Bu altın tepside neler yok ki? Yoğun genç nüfus; düşük işgücü maliyeti (ucuz işçi cenneti diye okuyun); özel sektör öncülüğünü yerleştirmeye dönük reformlarda yirmi yıllık süreklilik ve kararlılık (AKP döneminin başlangıcından itibaren, iş ve sosyal güvenlik yasalarından, özelleştirme düzenlemelerinden, sermaye piyasası düzenlemelerine, kronolojik olarak sunulmuş bir liste); sermaye-sever karakter (yanlış okumadınız, buna İngilizce karşılığıyla “business -friendliness” diye bir özel madde ayrılmış) ve nihayet her sektör için ayrı ayrı kazançlı teşvik uygulamaları. Maddelerin çoğu birbirini tekrar ediyor ama özü bu. Broşürde bir de her mağrur tüccarın yapacağı gibi, bir memnun müşteri portföyü de sunulmuş.6

Tüm bunlar ne anlama geliyor biliyor musunuz? Yirmi yıldan fazla süredir bu ülkenin finansal kaynakları, varlıkları, üretimi, hizmeti, tarımı, enerjisi, madeni ve en önemlisi işgücü, yabancı patronlara peşkeş çekiliyor. Özelleştirme adı altında sattıkları işletmelerde kitlesel işten çıkarmalara, hak kayıplarına yol açtılar. Madenlerde işçileri piyasanın acımasızlığına, taşeron patronların doymak bilmez hırsına bıraktılar. Sonucunu içimiz kavrularak yaşadık Soma’da.

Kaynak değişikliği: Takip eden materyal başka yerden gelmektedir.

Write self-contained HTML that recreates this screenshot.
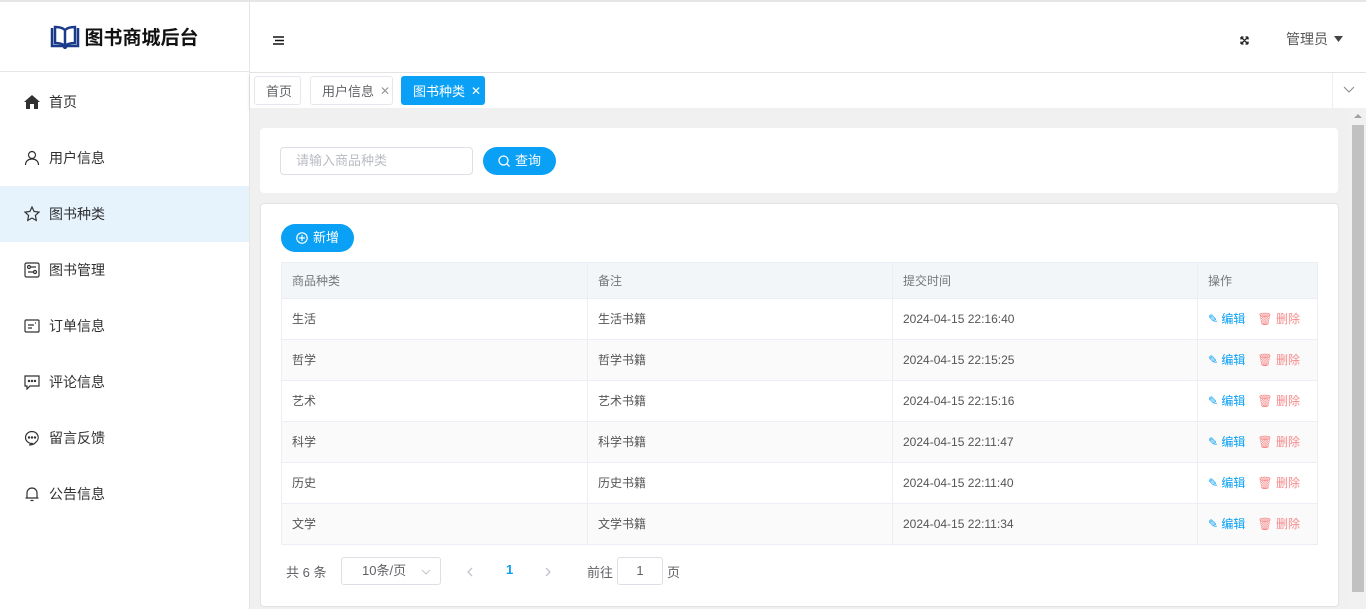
<!DOCTYPE html>
<html><head><meta charset="utf-8"><style>
*{box-sizing:border-box;margin:0;padding:0}
body{width:1366px;height:609px;overflow:hidden;background:#fff;font-family:"Liberation Sans","Noto Sans CJK SC",sans-serif;font-size:13px;color:#333;position:relative}
.a{position:absolute;white-space:nowrap}
.topline{left:0;top:0;width:1366px;height:2px;background:#e6e6e6}
.side{left:0;top:2px;width:250px;height:607px;border-right:1px solid #e6e6e6;background:#fff}
.logo{left:0;top:2px;width:249px;height:70px;border-bottom:1px solid #e6e6e6;display:flex;align-items:center;justify-content:center;font-size:19px;font-weight:bold;color:#111}
.menu{left:0;width:249px;height:56px;display:flex;align-items:center;padding-left:24px;font-size:14px;color:#303133}
.menu svg{margin-right:9px}
.menu.on{background:#e6f3fd}
.header{left:250px;top:2px;width:1116px;height:71px;border-bottom:1px solid #e6e6e6}
.tabs{left:250px;top:73px;width:1116px;height:35px;background:#fff;box-shadow:0 2px 4px rgba(0,0,0,.12)}
.tab{top:76px;height:29px;border:1px solid #e4e7ed;border-radius:3px;font-size:13px;color:#606266;display:flex;align-items:center;padding:0 11px;background:#fff}
.tab.on{background:#0aa0f5;color:#fff;border-color:#0aa0f5}
.tab span{font-size:12px;margin-left:6px}
.main{left:250px;top:108px;width:1100px;height:501px;background:#f0f0f0}
.card{background:#fff;border-radius:4px}
.btn{background:#0aa0f5;color:#fff;border-radius:14px;height:28px;display:flex;align-items:center;justify-content:center;font-size:13px;line-height:28px}
table{border-collapse:collapse;position:absolute;left:281px;top:262px;width:1037px;font-size:12px;color:#555}
td,th{border:1px solid #ebeef5;height:41px;padding:0 0 0 10px;text-align:left;font-weight:normal;line-height:16px}
th{height:36px;background:#f3f6f9;color:#777}
tr:nth-child(odd) td{background:#fafafa}
.ed{color:#0aa0f5}.dl{color:#f78989;margin-left:12px}
.ed svg,.dl svg{vertical-align:-2px;margin-right:4px}
</style></head><body>
<div class="a topline"></div>
<div class="a side"></div>
<div class="a logo"><svg width="30" height="24" viewBox="0 0 30 24" style="margin-right:4px"><path d="M2 3v18h11l2 2 2-2h11V3" fill="none" stroke="#1a3a8a" stroke-width="2.5"/><path d="M5 2c4 0 8 1 10 3v16c-2-2-6-3-10-3zM25 2c-4 0-8 1-10 3v16c2-2 6-3 10-3z" fill="none" stroke="#1a3a8a" stroke-width="2.5"/></svg>图书商城后台</div>
<div class="a menu" style="top:74px"><svg width="16" height="14" viewBox="0 0 16 14"><path d="M8 0L0 7h2v7h4V9h4v5h4V7h2z" fill="#303133"/></svg>首页</div>
<div class="a menu" style="top:130px"><svg width="16" height="16" viewBox="0 0 16 16" fill="none" stroke="#303133" stroke-width="1.2"><circle cx="8" cy="5" r="3.5"/><path d="M1.5 15c0-4 3-6 6.5-6s6.5 2 6.5 6"/></svg>用户信息</div>
<div class="a menu on" style="top:186px"><svg width="16" height="16" viewBox="0 0 16 16" fill="none" stroke="#303133" stroke-width="1.2"><path d="M8 1l2.1 4.5 4.9.6-3.6 3.4.9 4.9L8 12l-4.3 2.4.9-4.9L1 6.1l4.9-.6z"/></svg>图书种类</div>
<div class="a menu" style="top:242px"><svg width="16" height="16" viewBox="0 0 16 16" fill="none" stroke="#303133" stroke-width="1.2"><rect x="1" y="1" width="14" height="14" rx="1.5"/><circle cx="5" cy="5" r="1.5"/><circle cx="11" cy="10" r="1.5"/><path d="M7 5h5M4 10h5"/></svg>图书管理</div>
<div class="a menu" style="top:298px"><svg width="16" height="16" viewBox="0 0 16 16" fill="none" stroke="#303133" stroke-width="1.2"><rect x="1" y="2" width="14" height="12" rx="1"/><path d="M4 7h6M4 10h4M11 5h1"/></svg>订单信息</div>
<div class="a menu" style="top:354px"><svg width="16" height="16" viewBox="0 0 16 16" fill="none" stroke="#303133" stroke-width="1.2"><path d="M1 2h14v10H6l-3 3v-3H1z"/><circle cx="5" cy="7" r=".6" fill="#303133"/><circle cx="8" cy="7" r=".6" fill="#303133"/><circle cx="11" cy="7" r=".6" fill="#303133"/></svg>评论信息</div>
<div class="a menu" style="top:410px"><svg width="16" height="16" viewBox="0 0 16 16" fill="none" stroke="#303133" stroke-width="1.2"><path d="M8 1.5a6.5 6 0 1 0 0 12c-1 1-2 1.5-3 1.5 3 0 5.5-1 7-3A6.5 6 0 0 0 8 1.5z"/><circle cx="5" cy="7.5" r=".6" fill="#303133"/><circle cx="8" cy="7.5" r=".6" fill="#303133"/><circle cx="11" cy="7.5" r=".6" fill="#303133"/></svg>留言反馈</div>
<div class="a menu" style="top:466px"><svg width="16" height="16" viewBox="0 0 16 16" fill="none" stroke="#303133" stroke-width="1.2"><path d="M3 12V7a5 5 0 0 1 10 0v5h1.5M1.5 12H14M6.5 14.5h3"/></svg>公告信息</div>

<div class="a header"></div>
<div class="a" style="left:273px;top:33px"><svg width="11" height="9" viewBox="0 0 11 9"><path d="M0 1h11M2 4.5h9M0 8h11" stroke="#111" stroke-width="1.4"/></svg></div>
<div class="a" style="left:1240px;top:33px"><svg width="9" height="9" viewBox="0 0 9 9" stroke="#222" stroke-width="1.3" fill="none"><path d="M1 1l7 7M8 1L1 8M1 1h2.5M1 1v2.5M8 1H5.5M8 1v2.5M1 8h2.5M1 8V5.5M8 8H5.5M8 8V5.5"/></svg></div>
<div class="a" style="left:1286px;top:29px;font-size:14px;color:#555">管理员 <svg width="9" height="6" viewBox="0 0 9 6" style="vertical-align:2px;margin-left:2px"><path d="M0 0h9L4.5 6z" fill="#444"/></svg></div>

<div class="a tabs"></div>
<div class="a" style="left:1332px;top:73px;width:34px;height:35px;border-left:1px solid #eee;background:#fff"><svg style="position:absolute;left:10px;top:13px" width="12" height="8" viewBox="0 0 12 8"><path d="M1 1l5 5 5-5" fill="none" stroke="#888" stroke-width="1"/></svg></div>
<div class="a tab" style="left:254px;width:47px">首页</div>
<div class="a tab" style="left:310px;width:83px">用户信息<span style="color:#999">✕</span></div>
<div class="a tab on" style="left:401px;width:84px">图书种类<span>✕</span></div>

<div class="a main"></div>
<div class="a" style="left:1350px;top:108px;width:16px;height:501px;background:#f1f1f1"><div style="position:absolute;left:2px;top:17px;width:12px;height:467px;background:#c1c1c1"></div><div style="position:absolute;left:4px;top:6px;border:4px solid transparent;border-bottom:4px solid #a3a3a3;border-top:0"></div></div>
<div class="a card" style="left:260px;top:128px;width:1078px;height:65px"></div>
<div class="a" style="left:280px;top:147px;width:193px;height:28px;border:1px solid #dcdfe6;border-radius:4px;font-size:13px;color:#b8bcc3;padding-left:15px;line-height:26px">请输入商品种类</div>
<div class="a btn" style="left:483px;top:147px;width:73px"><svg width="12" height="12" viewBox="0 0 12 12" fill="none" stroke="#fff" stroke-width="1.3" style="margin-right:5px"><circle cx="5.5" cy="5.5" r="4.5"/><path d="M9 9l2.5 2.5"/></svg>查询</div>
<div class="a card" style="left:260px;top:203px;width:1079px;height:404px;border:1px solid #e4e4e4"></div>
<div class="a btn" style="left:281px;top:224px;width:73px"><svg width="12" height="12" viewBox="0 0 12 12" fill="none" stroke="#fff" stroke-width="1.2" style="margin-right:5px"><circle cx="6" cy="6" r="5.2"/><path d="M6 3v6M3 6h6"/></svg>新增</div>
<table>
<tr><th style="width:306px">商品种类</th><th style="width:305px">备注</th><th style="width:305px">提交时间</th><th>操作</th></tr>
<tr><td>生活</td><td>生活书籍</td><td>2024-04-15 22:16:40</td><td><span class="ed">✎ 编辑</span><span class="dl">🗑 删除</span></td></tr>
<tr><td>哲学</td><td>哲学书籍</td><td>2024-04-15 22:15:25</td><td><span class="ed">✎ 编辑</span><span class="dl">🗑 删除</span></td></tr>
<tr><td>艺术</td><td>艺术书籍</td><td>2024-04-15 22:15:16</td><td><span class="ed">✎ 编辑</span><span class="dl">🗑 删除</span></td></tr>
<tr><td>科学</td><td>科学书籍</td><td>2024-04-15 22:11:47</td><td><span class="ed">✎ 编辑</span><span class="dl">🗑 删除</span></td></tr>
<tr><td>历史</td><td>历史书籍</td><td>2024-04-15 22:11:40</td><td><span class="ed">✎ 编辑</span><span class="dl">🗑 删除</span></td></tr>
<tr><td>文学</td><td>文学书籍</td><td>2024-04-15 22:11:34</td><td><span class="ed">✎ 编辑</span><span class="dl">🗑 删除</span></td></tr>
</table>
<div class="a" style="left:286px;top:562px;font-size:13px;color:#606266">共 6 条</div>
<div class="a" style="left:341px;top:557px;width:100px;height:28px;border:1px solid #dcdfe6;border-radius:3px;font-size:13px;color:#606266;padding-left:20px;line-height:26px">10条/页<svg style="position:absolute;right:9px;top:11px" width="10" height="6" viewBox="0 0 10 6"><path d="M1 1l4 4 4-4" fill="none" stroke="#c0c4cc"/></svg></div>
<div class="a" style="left:467px;top:565px"><svg width="6" height="10" viewBox="0 0 6 10"><path d="M5 1L1 5l4 4" fill="none" stroke="#c0c4cc" stroke-width="1.3"/></svg></div>
<div class="a" style="left:506px;top:562px;color:#0aa0f5;font-weight:bold">1</div>
<div class="a" style="left:545px;top:565px"><svg width="6" height="10" viewBox="0 0 6 10"><path d="M1 1l4 4-4 4" fill="none" stroke="#c0c4cc" stroke-width="1.3"/></svg></div>
<div class="a" style="left:587px;top:562px;color:#606266">前往</div>
<div class="a" style="left:617px;top:557px;width:46px;height:28px;border:1px solid #dcdfe6;border-radius:3px;text-align:center;line-height:26px;color:#606266">1</div>
<div class="a" style="left:667px;top:562px;color:#606266">页</div>
</body></html>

Büyük ölçekli işletmelerde, kurumsal ve zengin patronlara nitelikli ve ucuz, örgütsüz ve denetlenebilir işçiler pazarladılar. Yerli yabancı tüm sermayeye hizmet olsun diye ülkede çalışma rejimini eleğe çevirdiler. İşçi sınıfının kazanılmış haklarına hiç ara vermeden kırk yıldır saldırıyorlar.7 Ülkenin ulaşım, barınma, gıda, eğitim sağlık gibi sektörlerinde gözlerini kırpmadan, yurttaşların yaşamsal gereksinimlerini ve temel hakları değil yabancı patronların kâr ve kazançlarını öncelik listesine koydular. Hadsiz ve arsızca. 

Sonuç? Her geçen gün şeriat benzeri uygulamalara uyanan; hukuksuz ve zorbalıkla sınanan; açlık ve yoksullukla boğuşan; üretimi varla yok arasında; tarımı tüketilmiş; enerji kaynaklarının madenlerinin kontrolünü yitirmiş; hizmet sektöründe emekçilerini “keyfini çıkarın” diye müşteriye sunan; gençlerinin geleceksizleştiği; kadınlarının öldürüldüğü; iş ve meslek sahibi olanların mutsuz; işsizlerin umutsuz olduğu bir ülke.

Bundan açık peşkeş, bundan âlâ istila mı olur?